Two doctors in masks in an operating room
Sadovnikoff (left) and Stone (right). “Social distancing bought us time,” Stone says. “I know people are hurting and it’s hard, but it is making a big difference.”

Two anesthesiologists found themselves working together in the COVID ICU at Brigham and Women’s Hospital in Boston. They are Dr. Alex Stone ’12, resident anesthesiologist, and Dr. Nick Sadovnikoff ’77, P’15, faculty anesthesiologist, co-director of the surgical intensive care unit and co-chair of the hospital ethics committee. They spoke with Mary Elizabeth Strunk.


Dr. Alex Stone: March started off as the typical surgical ICU month, with postoperative and trauma patients. Then the world completely changed. They opened a new COVID ICU and I was transferred over. It was a bit of a scary turn, because there were a lot of unknowns and some providers were being quarantined.

Dr. Nick Sadovnikoff: We have a duty to treat our patients. But how far does that duty extend when putting our own lives and the lives of our loved ones in danger? In the COVID ICU, there was barely enough PPE. That drove Alex to explore alternative PPE and co-found MasksOn.org with Jackie Boehme.

AS: By the middle of the month, there were no family members allowed in the COVID unit. That was hard, to not have that human connection. I don’t think anyone goes into medicine to write progress notes.

NS: It was dystopian: every patient was more or less the same. Room after room of intubated, ventilated, nonresponding, either deeply sedated or even paralyzed patients, either supine or prone, so you don’t even see their faces. We made adjustments every day and hoped they would get better, so we could let them wake up and breathe on their own. The nurses were in the patients’ rooms all the time. They are my heroes in this pandemic, because they were in the crosshairs much more than we were.

AS: Our PPE situation is better now. And people are being creative: ICU nurses use baby monitors to send messages of hope to patients’ rooms. Respiratory therapists and the anesthesia group have come up with many projects to do things better and more safely. It’s inspiring.

NS: Necessity is the mother of invention, and, boy, did the invention start when the necessity arose.

AS: Nick, did you sleep at all in March? You had clinical responsibilities, you were working on the crisis center in the background. You also direct the ICU fellows who were being deployed everywhere, and people were coming in and out of quarantine.

NS: There were short nights of sleep, but my fellows all went in full-throttle. One of them did contract COVID and was out for five weeks. Now we get to ramp up the ORs again, because there’s an overwhelming backlog of cases. Close to 5,000 patients. Most had to postpone cancer operations. We’re buckling up for a busy summer.

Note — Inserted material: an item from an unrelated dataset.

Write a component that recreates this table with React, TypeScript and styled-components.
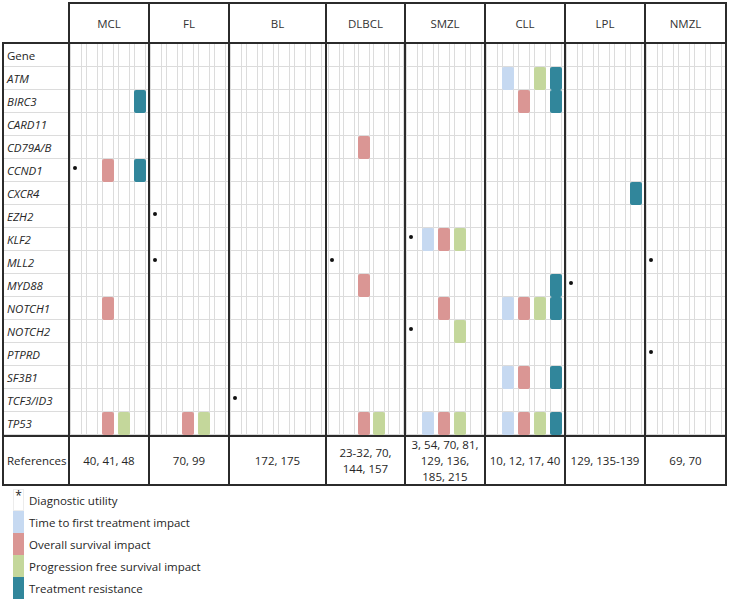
import styled, { createGlobalStyle } from 'styled-components'

type Mark = 'ttf' | 'os' | 'pfs' | 'tr'

const markColors: Record<Mark, string> = {
  ttf: '#c6d9f1',
  os: '#da9694',
  pfs: '#c4d79b',
  tr: '#31869b',
}

const slotOrder: Mark[] = ['ttf', 'os', 'pfs', 'tr']

const columns = [
  { name: 'MCL', width: 80, pitch: 16, refs: ['40, 41, 48'] },
  { name: 'FL', width: 80, pitch: 16, refs: ['70, 99'] },
  { name: 'BL', width: 97, pitch: 16, refs: ['172, 175'] },
  { name: 'DLBCL', width: 79, pitch: 15, refs: ['23-32, 70,', '144, 157'] },
  { name: 'SMZL', width: 80, pitch: 16, refs: ['3, 54, 70, 81,', '129, 136,', '185, 215'] },
  { name: 'CLL', width: 80, pitch: 16, refs: ['10, 12, 17, 40'] },
  { name: 'LPL', width: 80, pitch: 16, refs: ['129, 135-139'] },
  { name: 'NMZL', width: 81, pitch: 16, refs: ['69, 70'] },
]

const genes = [
  'ATM', 'BIRC3', 'CARD11', 'CD79A/B', 'CCND1', 'CXCR4', 'EZH2', 'KLF2',
  'MLL2', 'MYD88', 'NOTCH1', 'NOTCH2', 'PTPRD', 'SF3B1', 'TCF3/ID3', 'TP53',
]

type Entry = { dot?: boolean; marks?: Mark[] }

// column -> gene -> entry
const data: Record<string, Record<string, Entry>> = {
  MCL: {
    BIRC3: { marks: ['tr'] },
    CCND1: { dot: true, marks: ['os', 'tr'] },
    NOTCH1: { marks: ['os'] },
    TP53: { marks: ['os', 'pfs'] },
  },
  FL: {
    EZH2: { dot: true },
    MLL2: { dot: true },
    TP53: { marks: ['os', 'pfs'] },
  },
  BL: {
    'TCF3/ID3': { dot: true },
  },
  DLBCL: {
    'CD79A/B': { marks: ['os'] },
    MLL2: { dot: true },
    MYD88: { marks: ['os'] },
    TP53: { marks: ['os', 'pfs'] },
  },
  SMZL: {
    KLF2: { dot: true, marks: ['ttf', 'os', 'pfs'] },
    NOTCH1: { marks: ['os'] },
    NOTCH2: { dot: true, marks: ['pfs'] },
    TP53: { marks: ['ttf', 'os', 'pfs'] },
  },
  CLL: {
    ATM: { marks: ['ttf', 'pfs', 'tr'] },
    BIRC3: { marks: ['os', 'tr'] },
    MYD88: { marks: ['tr'] },
    NOTCH1: { marks: ['ttf', 'os', 'pfs', 'tr'] },
    SF3B1: { marks: ['ttf', 'os', 'tr'] },
    TP53: { marks: ['ttf', 'os', 'pfs', 'tr'] },
  },
  LPL: {
    CXCR4: { marks: ['tr'] },
    MYD88: { dot: true },
  },
  NMZL: {
    MLL2: { dot: true },
    PTPRD: { dot: true },
  },
}

const legend = [
  { mark: null, label: 'Diagnostic utility' },
  { mark: 'ttf' as Mark, label: 'Time to first treatment impact' },
  { mark: 'os' as Mark, label: 'Overall survival impact' },
  { mark: 'pfs' as Mark, label: 'Progression free survival impact' },
  { mark: 'tr' as Mark, label: 'Treatment resistance' },
]

const GlobalStyle = createGlobalStyle`
  body {
    margin: 0;
    background: #fff;
    font-family: "Open Sans", "Liberation Sans", sans-serif;
    color: #262626;
  }
`

const Page = styled.div`
  padding: 2px 0 0 2px;
  width: 729px;
  height: 609px;
  box-sizing: border-box;
  overflow: hidden;
`

const Table = styled.div<{ $cols: string }>`
  display: grid;
  grid-template-columns: ${({ $cols }) => $cols};
  grid-template-rows: 42px repeat(17, 23px) 51px;
  font-size: 11.5px;
`

const line = '#2b2b2b'
const grid = '#dcdcdc'

const Corner = styled.div`
  border-right: 2px solid ${line};
  border-bottom: 2px solid ${line};
`

const HeadCell = styled.div`
  border-top: 2px solid ${line};
  border-right: 2px solid ${line};
  border-bottom: 2px solid ${line};
  display: flex;
  align-items: center;
  justify-content: center;
  color: #333;
`

const LabelCell = styled.div<{ $italic?: boolean }>`
  border-left: 2px solid ${line};
  border-right: 2px solid ${line};
  display: flex;
  align-items: center;
  padding-left: 3px;
  font-style: ${({ $italic }) => ($italic ? 'italic' : 'normal')};
  background-image: linear-gradient(to top, ${grid} 0 1px, transparent 1px);
`

const DataCell = styled.div<{ $pitch: number }>`
  border-right: 2px solid ${line};
  display: grid;
  grid-template-columns: ${({ $pitch }) => `${28 - $pitch}px repeat(4, 12px)`};
  column-gap: ${({ $pitch }) => $pitch - 12}px;
  background-image:
    linear-gradient(to top, ${grid} 0 1px, transparent 1px),
    repeating-linear-gradient(
      to right,
      ${grid} 0 1.5px,
      transparent 1.5px 11px,
      ${grid} 11px 12.5px,
      transparent 12.5px ${({ $pitch }) => $pitch}px
    );
  background-position: 0 0, ${({ $pitch }) => 16 % $pitch}px 0;
`

const DotSlot = styled.div``

const Dot = styled.span`
  display: block;
  width: 4px;
  height: 4px;
  margin: 7px 0 0 3px;
  border-radius: 50%;
  background: #111;
`

const Block = styled.div<{ $mark?: Mark }>`
  background: ${({ $mark }) => ($mark ? markColors[$mark] : 'transparent')};
  border-radius: 2px;
`

const RefLabel = styled.div`
  border: 2px solid ${line};
  display: flex;
  align-items: center;
  padding-left: 3px;
`

const RefCell = styled.div`
  border-top: 2px solid ${line};
  border-right: 2px solid ${line};
  border-bottom: 2px solid ${line};
  display: flex;
  flex-direction: column;
  align-items: center;
  justify-content: center;
  line-height: 16px;
  white-space: nowrap;
`

const Legend = styled.div`
  display: flex;
  flex-direction: column;
  margin: 3px 0 0 11px;
  font-size: 11.5px;
`

const LegendItem = styled.div`
  display: flex;
  align-items: center;
  gap: 5px;
  height: 22px;
`

const Swatch = styled.div<{ $mark: Mark | null }>`
  width: 11px;
  align-self: stretch;
  box-sizing: border-box;
  background: ${({ $mark }) => ($mark ? markColors[$mark] : '#fff')};
  border: ${({ $mark }) => ($mark ? 'none' : '1px solid #ececec')};
  font-size: 12px;
  line-height: 12px;
  text-align: center;
  color: #222;
`

export default function App() {
  const cols = ['68px', ...columns.map((c) => `${c.width}px`)].join(' ')

  return (
    <Page>
      <GlobalStyle />
      <Table $cols={cols}>
        <Corner />
        {columns.map((c) => (
          <HeadCell key={c.name}>{c.name}</HeadCell>
        ))}

        <LabelCell>Gene</LabelCell>
        {columns.map((c) => (
          <DataCell key={c.name} $pitch={c.pitch}>
            <DotSlot />
          </DataCell>
        ))}

        {genes.map((g) => [
          <LabelCell key={g} $italic>
            {g}
          </LabelCell>,
          ...columns.map((c) => {
            const entry = data[c.name][g] || {}
            return (
              <DataCell key={`${g}-${c.name}`} $pitch={c.pitch}>
                <DotSlot>{entry.dot && <Dot />}</DotSlot>
                {slotOrder.map((m) => (
                  <Block
                    key={m}
                    $mark={entry.marks?.includes(m) ? m : undefined}
                  />
                ))}
              </DataCell>
            )
          }),
        ])}

        <RefLabel>References</RefLabel>
        {columns.map((c) => (
          <RefCell key={c.name}>
            {c.refs.map((r) => (
              <span key={r}>{r}</span>
            ))}
          </RefCell>
        ))}
      </Table>

      <Legend>
        {legend.map((l) => (
          <LegendItem key={l.label}>
            <Swatch $mark={l.mark}>{l.mark ? '' : '*'}</Swatch>
            {l.label}
          </LegendItem>
        ))}
      </Legend>
    </Page>
  )
}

AS: Social distancing bought us time. I know people are hurting and it’s hard, but it is making a big difference. And my heart goes out to the class of 2020.

NS: I could see how this would scare young alumni away from medicine. It’s never been quite as palpably dangerous. That’s got to be daunting for someone graduating from college and planning to go to med school. But good people will be needed even more than ever, and Amherst definitely produces good people.